■ Exercise description ■
Where the word "code" occurs in a line, return that line.

■ Records to process ■
## START

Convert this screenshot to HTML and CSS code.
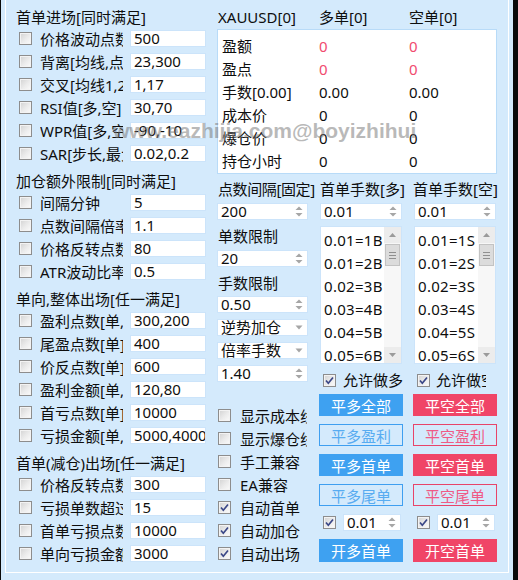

## END
## START

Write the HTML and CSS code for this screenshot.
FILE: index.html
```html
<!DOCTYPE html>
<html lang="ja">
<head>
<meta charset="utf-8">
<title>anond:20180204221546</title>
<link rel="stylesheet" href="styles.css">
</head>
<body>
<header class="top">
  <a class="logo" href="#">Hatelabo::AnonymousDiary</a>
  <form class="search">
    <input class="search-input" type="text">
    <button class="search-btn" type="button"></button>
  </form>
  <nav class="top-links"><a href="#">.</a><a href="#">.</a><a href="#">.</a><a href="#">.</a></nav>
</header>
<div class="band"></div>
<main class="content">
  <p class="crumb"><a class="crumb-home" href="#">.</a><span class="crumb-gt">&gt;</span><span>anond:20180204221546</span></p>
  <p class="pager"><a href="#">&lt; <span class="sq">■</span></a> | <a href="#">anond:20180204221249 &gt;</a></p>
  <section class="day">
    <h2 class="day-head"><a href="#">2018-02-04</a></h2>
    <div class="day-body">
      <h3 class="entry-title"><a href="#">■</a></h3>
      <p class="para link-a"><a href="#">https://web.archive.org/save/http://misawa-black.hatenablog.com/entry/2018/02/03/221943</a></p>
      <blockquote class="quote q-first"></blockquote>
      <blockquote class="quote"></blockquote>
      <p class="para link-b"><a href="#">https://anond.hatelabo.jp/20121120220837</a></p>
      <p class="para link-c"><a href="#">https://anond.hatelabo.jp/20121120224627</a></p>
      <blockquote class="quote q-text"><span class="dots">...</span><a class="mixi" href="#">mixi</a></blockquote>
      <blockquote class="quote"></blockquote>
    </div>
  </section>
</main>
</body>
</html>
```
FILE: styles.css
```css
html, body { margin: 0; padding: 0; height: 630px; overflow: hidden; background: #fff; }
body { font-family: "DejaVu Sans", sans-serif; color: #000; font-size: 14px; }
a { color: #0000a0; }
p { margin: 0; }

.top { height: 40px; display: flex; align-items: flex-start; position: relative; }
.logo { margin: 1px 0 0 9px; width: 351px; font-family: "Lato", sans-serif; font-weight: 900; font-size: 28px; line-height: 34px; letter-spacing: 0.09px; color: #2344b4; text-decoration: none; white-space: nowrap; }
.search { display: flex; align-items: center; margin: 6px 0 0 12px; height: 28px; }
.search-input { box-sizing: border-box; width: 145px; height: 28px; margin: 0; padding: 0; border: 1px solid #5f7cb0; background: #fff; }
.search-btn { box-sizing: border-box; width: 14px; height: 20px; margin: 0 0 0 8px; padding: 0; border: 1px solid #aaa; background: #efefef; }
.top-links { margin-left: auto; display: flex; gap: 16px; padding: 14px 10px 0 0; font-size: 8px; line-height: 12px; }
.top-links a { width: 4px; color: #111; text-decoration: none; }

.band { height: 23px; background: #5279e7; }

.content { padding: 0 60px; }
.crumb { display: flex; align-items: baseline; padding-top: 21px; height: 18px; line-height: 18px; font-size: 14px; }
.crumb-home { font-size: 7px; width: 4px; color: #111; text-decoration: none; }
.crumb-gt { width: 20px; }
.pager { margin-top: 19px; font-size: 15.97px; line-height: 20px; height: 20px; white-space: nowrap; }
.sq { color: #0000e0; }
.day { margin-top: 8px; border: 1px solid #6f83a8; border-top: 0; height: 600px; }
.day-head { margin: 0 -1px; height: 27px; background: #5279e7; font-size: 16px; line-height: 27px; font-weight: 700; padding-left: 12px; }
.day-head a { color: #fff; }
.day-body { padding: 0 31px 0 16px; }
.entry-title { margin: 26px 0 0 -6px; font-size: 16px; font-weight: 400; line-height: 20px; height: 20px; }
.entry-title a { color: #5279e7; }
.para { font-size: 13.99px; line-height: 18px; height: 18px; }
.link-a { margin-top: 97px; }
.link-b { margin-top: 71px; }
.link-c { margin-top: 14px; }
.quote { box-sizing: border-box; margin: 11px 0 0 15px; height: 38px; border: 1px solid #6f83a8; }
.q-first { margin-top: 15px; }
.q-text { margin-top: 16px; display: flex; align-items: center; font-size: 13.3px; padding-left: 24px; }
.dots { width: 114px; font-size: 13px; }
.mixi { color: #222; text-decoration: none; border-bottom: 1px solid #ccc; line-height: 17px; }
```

## END

■ Reply to the task ■
Convert this screenshot to HTML and CSS code.
Write the HTML and CSS code for this screenshot.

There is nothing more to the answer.